According to Daalder, it was Milosevic's allies in the Yugoslav parliament who prevented the passage of legislation to allow the routine extradition of citizens. And the Constitutional Court, which suspended the edict permitting the extradition, is also made up of Milosevic supporters.
"Old structures were prohibiting a new government from executing the policy it wanted to execute."
Despite the timing of Milosevic's extradition -- the day before the donors' conference -- Daalder says Djindjic did not act merely to ensure a flow of much-needed aid to his war-battered country. According to Daalder, the prospect of more than $1 billion in aid was a way to influence debate among his people -- and in the parliament.
"The presence of Milosevic in their midst was an obstacle to reform, was an obstacle to engaging with the international community and thereby, in fact, getting international assistance, no doubt. But it was [also] an obstacle to moving ahead -- that he represented the past, and one needed to move forward."
Gary Dempsey is a foreign affairs analyst at the Cato Institute, another Washington policy center.

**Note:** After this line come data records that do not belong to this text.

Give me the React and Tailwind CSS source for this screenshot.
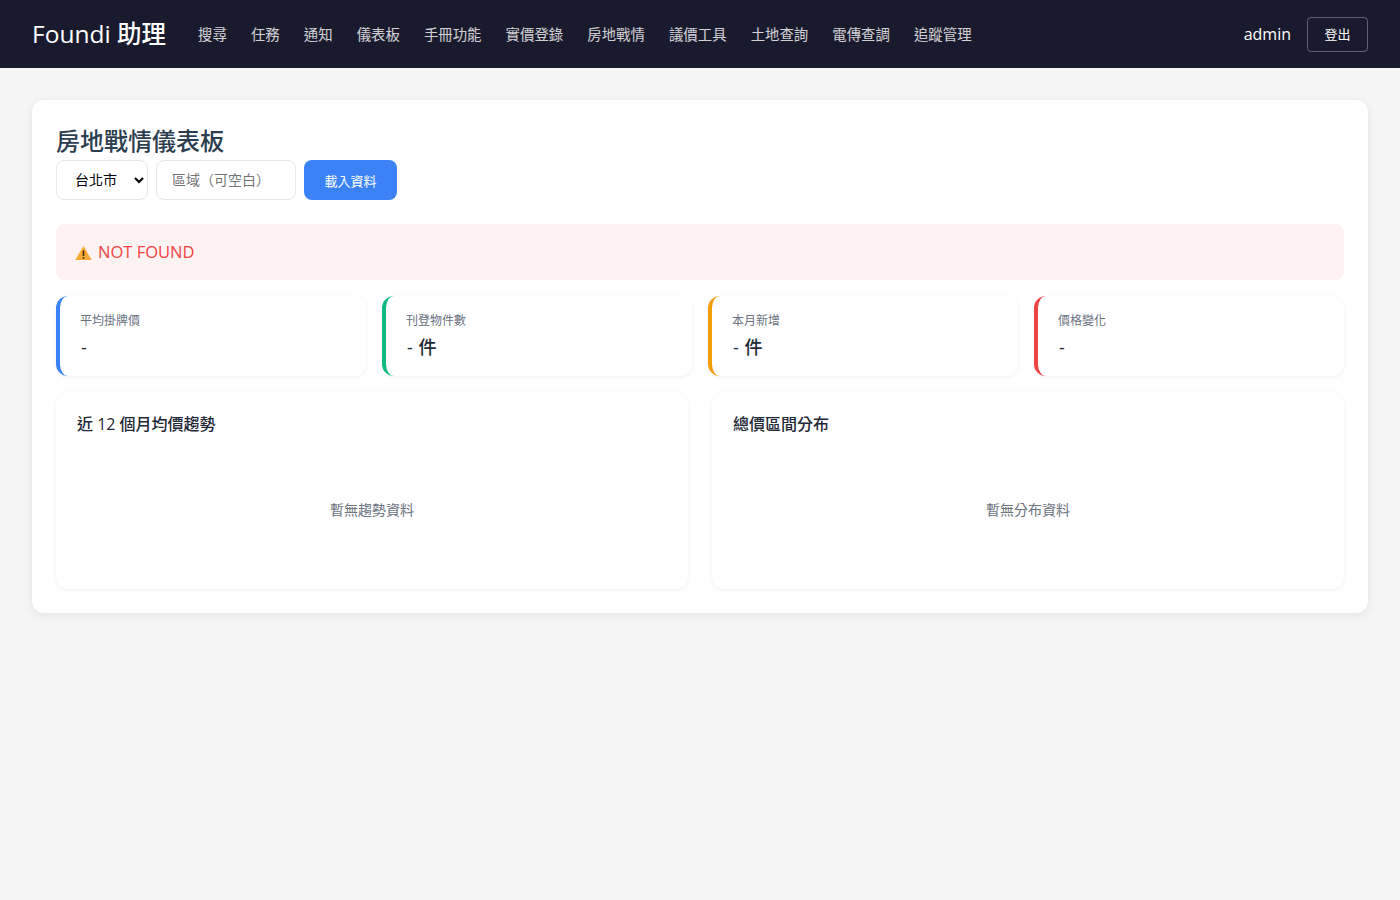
import React from 'react'

const FONT = "font-['Open_Sans','Noto_Sans_CJK_TC',sans-serif]"

const NAV_ITEMS = ['搜尋', '任務', '通知', '儀表板', '手冊功能', '實價登錄', '房地戰情', '議價工具', '土地查詢', '電傳查調', '追蹤管理']

const STATS = [
  { label: '平均掛牌價', value: '-', border: 'border-[#3b82f6]' },
  { label: '刊登物件數', value: '- 件', border: 'border-[#10b981]' },
  { label: '本月新增', value: '- 件', border: 'border-[#f59e0b]' },
  { label: '價格變化', value: '-', border: 'border-[#ef4444]' },
]

const CHARTS = [
  { title: '近 12 個月均價趨勢', empty: '暫無趨勢資料' },
  { title: '總價區間分布', empty: '暫無分布資料' },
]

function WarningIcon() {
  return (
    <svg width="17" height="16" viewBox="0 0 17 16" className="mr-[6px] mt-[2px] shrink-0">
      <path d="M8.5 1 L16.8 15 H0.2 Z" fill="#fbab35" />
      <rect x="7.7" y="5.5" width="1.6" height="5.5" fill="#3d2b0a" />
      <rect x="7.7" y="12" width="1.6" height="1.7" fill="#3d2b0a" />
    </svg>
  )
}

export default function App() {
  return (
    <div className={`min-h-[900px] bg-[#f5f5f5] ${FONT}`}>
      {/* Header */}
      <header className="flex h-[68px] items-center justify-between bg-[#1a1a2e] px-8">
        <div className="flex items-center gap-[32px]">
          <span className="text-[24.5px] font-medium leading-none text-white">Foundi 助理</span>
          <nav className="flex gap-[24.1px] pt-px">
            {NAV_ITEMS.map(item => (
              <a key={item} className="text-[14.4px] leading-5 text-white/80">{item}</a>
            ))}
          </nav>
        </div>
        <div className="flex items-center gap-4">
          <span className="text-[16px] text-white">admin</span>
          <button className="h-[35px] w-[61px] rounded border border-white/30 pt-[2px] text-[13px] text-white">登出</button>
        </div>
      </header>

      <main className="p-8">
        <div className="rounded-xl bg-white p-6 shadow-[0_2px_8px_rgba(0,0,0,0.08)]">
          <h2 className="-mt-px mb-px text-[24px] font-medium leading-9 text-[#2c3e50]">房地戰情儀表板</h2>

          {/* Filters */}
          <div className="mb-6 flex gap-2">
            <select className="h-10 w-[92px] rounded-lg border border-[#e5e7eb] bg-white pl-[14px] pr-1 pb-px text-[14px] text-black">
              <option>台北市</option>
            </select>
            <input
              placeholder="區域（可空白）"
              className="h-10 w-[140px] rounded-lg border border-[#e5e7eb] px-[15px] pb-px text-[14px] placeholder:text-[#757575]"
            />
            <button className="h-10 w-[93px] rounded-lg bg-[#3b82f6] pt-[3px] text-[13px] text-white">載入資料</button>
          </div>

          {/* Alert */}
          <div className="mb-4 flex h-14 items-center rounded-lg bg-[#fef2f2] pl-[19px] text-[16.5px] text-[#ef4444]">
            <WarningIcon />
            <span>NOT FOUND</span>
          </div>

          {/* Stats */}
          <div className="mb-4 grid grid-cols-4 gap-4">
            {STATS.map(s => (
              <div key={s.label} className={`h-20 rounded-xl border-l-4 bg-white px-5 pb-4 pt-[17px] shadow-[0_1px_4px_rgba(0,0,0,0.06)] ${s.border}`}>
                <div className="text-[12px] leading-4 text-[#6b7280]">{s.label}</div>
                <div className="mt-[6px] pl-px text-[18px] font-medium leading-6 text-[#1f2937] [word-spacing:1px]">{s.value}</div>
              </div>
            ))}
          </div>

          {/* Charts */}
          <div className="grid grid-cols-2 gap-6">
            {CHARTS.map(c => (
              <div key={c.title} className="h-[197px] rounded-xl bg-white p-5 pl-[21px] shadow-[0_1px_4px_rgba(0,0,0,0.06)]">
                <h3 className="text-[16px] font-medium leading-6 text-[#1f2937]">{c.title}</h3>
                <div className="mt-[62px] pr-px text-center text-[14px] leading-6 text-[#6b7280]">{c.empty}</div>
              </div>
            ))}
          </div>
        </div>
      </main>
    </div>
  )
}
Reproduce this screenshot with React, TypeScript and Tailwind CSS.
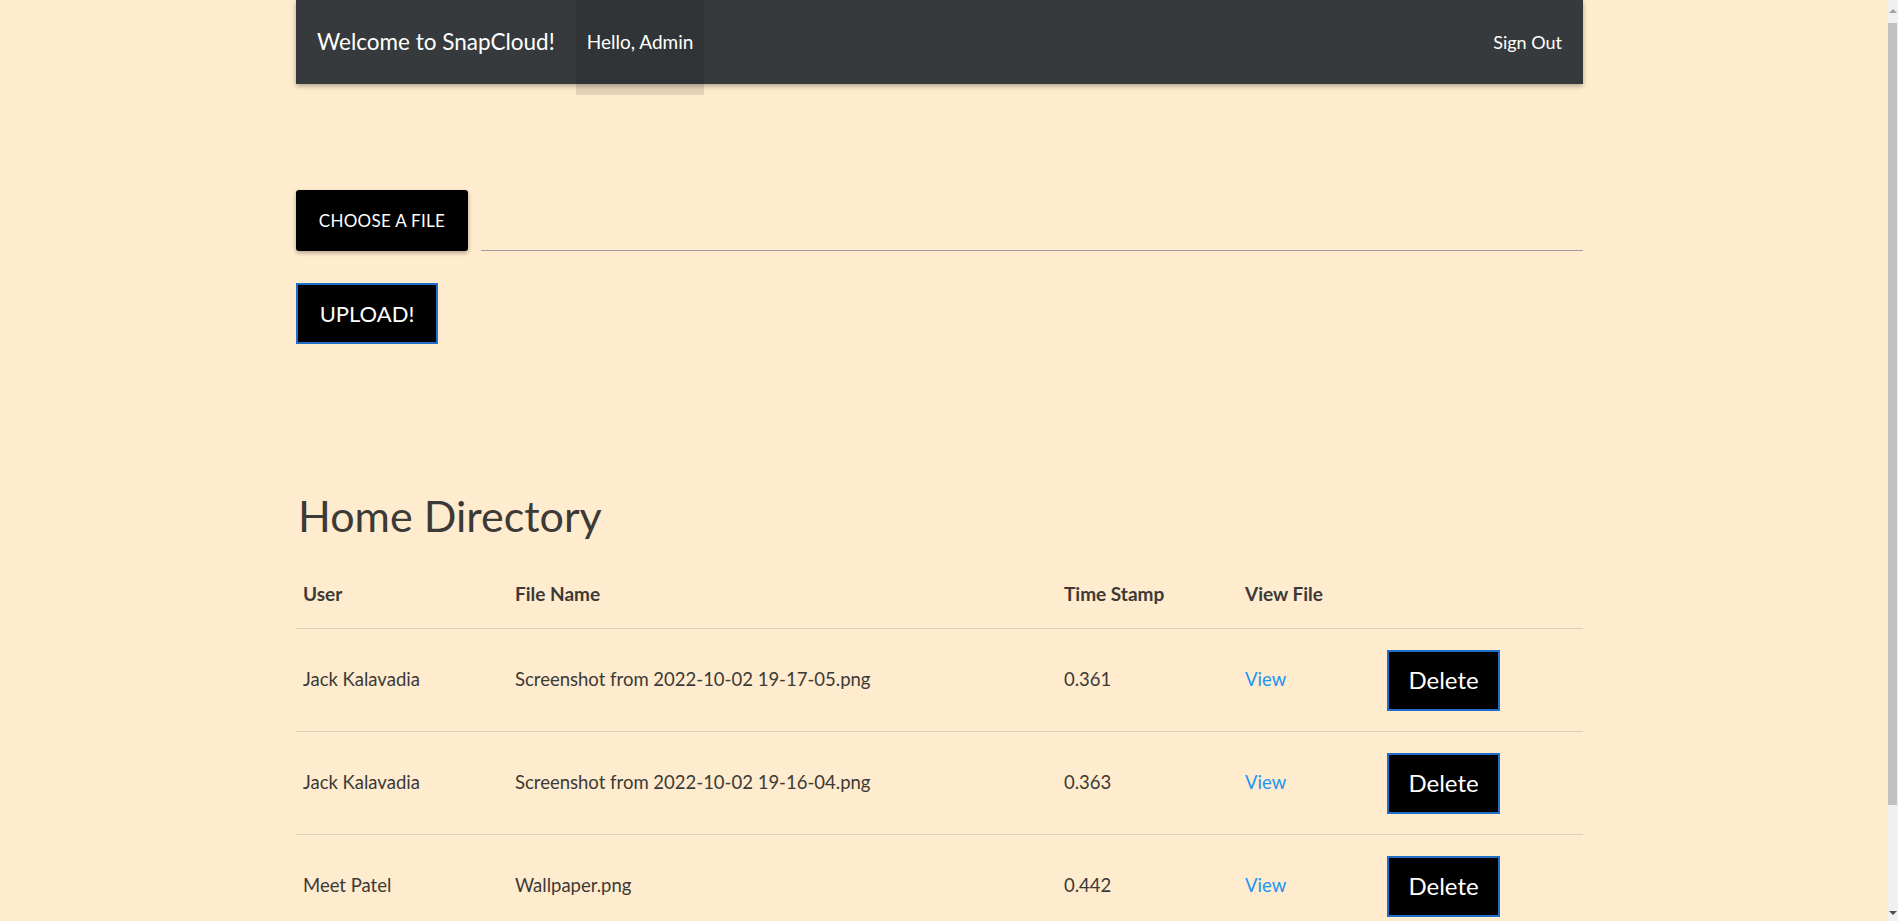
import React from "react";

const rows = [
  { user: "Jack Kalavadia", file: "Screenshot from 2022-10-02 19-17-05.png", ts: "0.361" },
  { user: "Jack Kalavadia", file: "Screenshot from 2022-10-02 19-16-04.png", ts: "0.363" },
  { user: "Meet Patel", file: "Wallpaper.png", ts: "0.442" },
];

export default function App() {
  return (
    <div className="min-h-screen bg-[#ffebcd] font-['Lato','Noto_Sans',sans-serif] text-[#3b3a37]">
      <div className="ml-[296px] w-[1287px] pb-[40px]">
        <nav className="relative h-[84px] bg-[#373a3d] shadow-[0_2px_5px_rgba(0,0,0,0.3)] flex items-start text-white">
          <div className="pl-[21px] text-[22.5px] leading-[84px]">Welcome to SnapCloud!</div>
          <div className="ml-[21px] h-[95px] bg-black/10 px-[11px] text-[19px] leading-[84px]">Hello, Admin</div>
          <div className="ml-auto pr-[21px] text-[18px] leading-[84px]">Sign Out</div>
        </nav>

        <div className="mt-[106px] flex items-end">
          <button className="h-[61px] w-[172px] shrink-0 rounded-[3px] bg-black text-white text-[17px] uppercase tracking-[0.3px] shadow-[0_2px_4px_rgba(0,0,0,0.3)]">
            Choose a file
          </button>
          <div className="ml-[13px] flex-1 border-b border-[#9e9e9e]" />
        </div>

        <button className="mt-[32px] h-[61px] w-[142px] border-2 border-[#1f6fc9] bg-black text-white text-[22px]">
          UPLOAD!
        </button>

        <h4 className="mt-[144px] pl-[2px] text-[43px] leading-[56px] font-normal">Home Directory</h4>

        <div className="mt-[24px]">
          <div className="grid h-[61px] grid-cols-[212px_549px_181px_142px_1fr] items-center border-b border-black/[0.12] pb-[7px] text-[19px] font-bold">
            <div className="px-[7px]">User</div>
            <div className="px-[7px]">File Name</div>
            <div className="px-[7px]">Time Stamp</div>
            <div className="px-[7px]">View File</div>
            <div />
          </div>
          {rows.map((r, i) => (
            <div
              key={i}
              className="grid h-[103px] grid-cols-[212px_549px_181px_142px_1fr] items-center border-b border-black/[0.12] text-[18.5px]"
            >
              <div className="px-[7px]">{r.user}</div>
              <div className="px-[7px]">{r.file}</div>
              <div className="px-[7px]">{r.ts}</div>
              <div className="px-[7px]">
                <a className="text-[#2196f3]" href="#">View</a>
              </div>
              <div className="px-[7px]">
                <button className="h-[61px] w-[113px] border-2 border-[#1f6fc9] bg-black text-white text-[24px]">
                  Delete
                </button>
              </div>
            </div>
          ))}
        </div>
      </div>

      <div className="fixed right-0 top-0 flex h-screen w-[11px] flex-col items-center bg-[#f0f0f0]">
        <div className="mt-[9px] h-0 w-0 border-x-[4px] border-b-[4px] border-x-transparent border-b-[#a3a3a3]" />
        <div className="mt-[10px] h-[782px] w-[9px] bg-[#c1c1c1]" />
        <div className="mt-auto mb-[6px] h-0 w-0 border-x-[4px] border-t-[4px] border-x-transparent border-t-[#505050]" />
      </div>
    </div>
  );
}
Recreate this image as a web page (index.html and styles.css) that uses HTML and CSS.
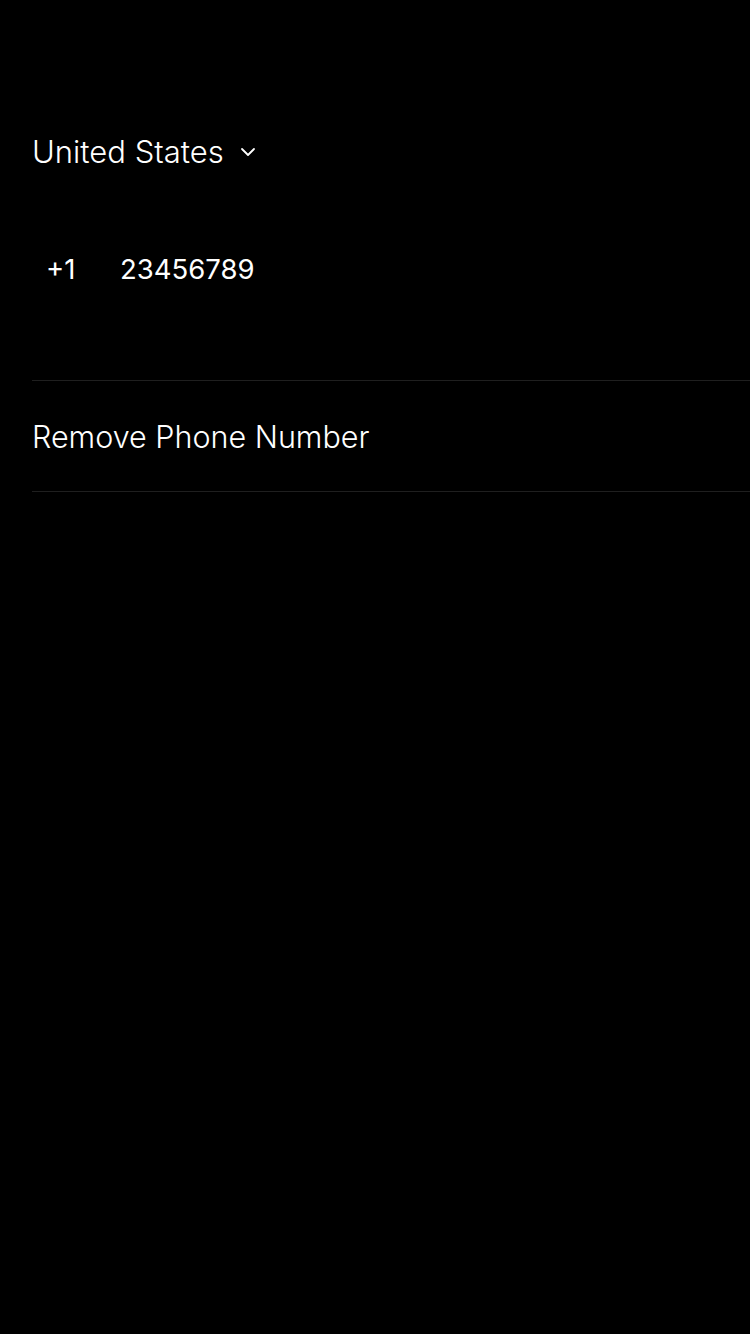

He told RFE/RL that he believes Serbia acted "extraconstitutionally." But he added that it had no choice, especially given the sorry state of the country's economy.
"As far as most people were concerned in Yugoslavia up to this point, there is no difference between the authoritarian rule of Milosevic and the democratic rule of Kostunica when it comes to their well-being and their standard of living."
Dempsey said that once Yugoslavia's economy -- with the help of foreign aid -- is headed in the right direction, its citizens will forget exactly how Milosevic was extradited.